Here is displayed the true spirit of Romanism. Not a trace of Christian principle, or even of common justice, is to be seen in the whole document. Luther is at a great distance from Rome; he has had no opportunity to explain or defend his position; yet before his case has been investigated, he is summarily pronounced a heretic, and in the same day, exhorted, accused, judged, and condemned; and all this by the self-styled holy father, the only supreme, infallible authority in church or State! The spirit of the dragon, "that old serpent, which is the devil and Satan," is seen in this transaction. Notwithstanding his cunning, he has in his rage forgotten to be wise.
Augsburg had been fixed upon as the place of Luther's trial, and thither the Reformer went. Serious fears were entertained in his behalf. Threats had been made openly that he would be waylaid and murdered on the way, and his friends begged him not to venture. Staupitz entreated Luther to come and take refuge with him until the storm should subside. "It seems to me," he wrote, "that the whole world is up in arms and combined against the truth. Even so was the crucified Jesus hated. I see not that you have anything else to expect than persecution. Your most prudent course is to leave Wittenberg for a time and come and reside with me. Then let us live and die together."
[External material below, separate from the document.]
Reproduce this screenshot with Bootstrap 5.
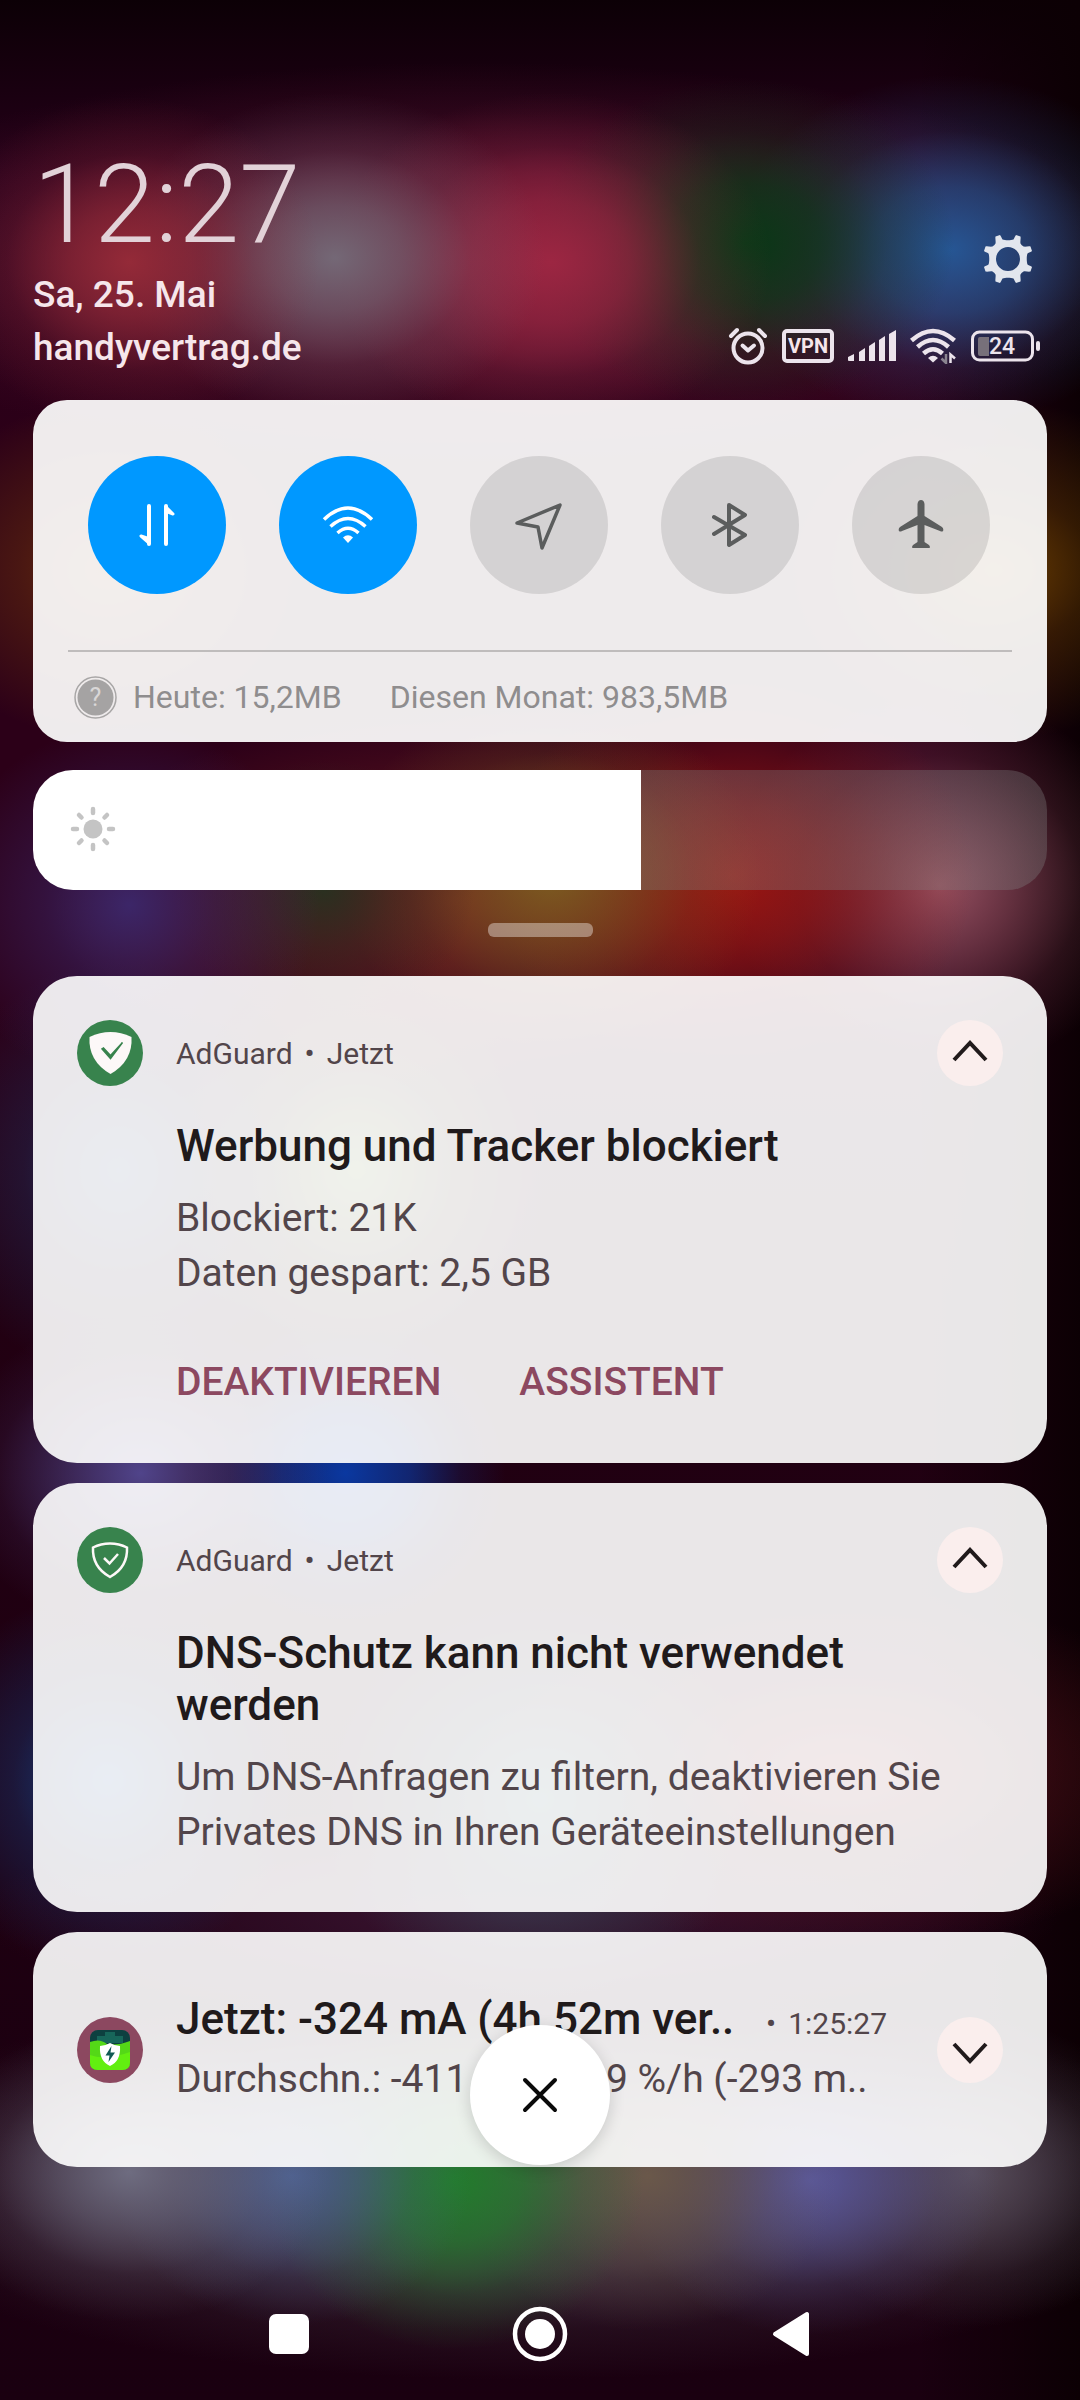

But Luther would not leave the position where God had placed him. He must continue faithfully to maintain the truth, notwithstanding the storms that were beating upon him. His language was, "I am like Jeremiah, a man of strife and contention; but the more they increase their contentions, the more they multiply my joy. My wife and children are well provided for, my lands and houses and all my goods are safe. They have already torn to pieces my honor and my good name. All I have left is my wretched body; let them have it; they will then shorten my life by a few hours. But as to my soul, they shall not have that. He who resolves to bear the word of Christ to the world, must expect death at every hour."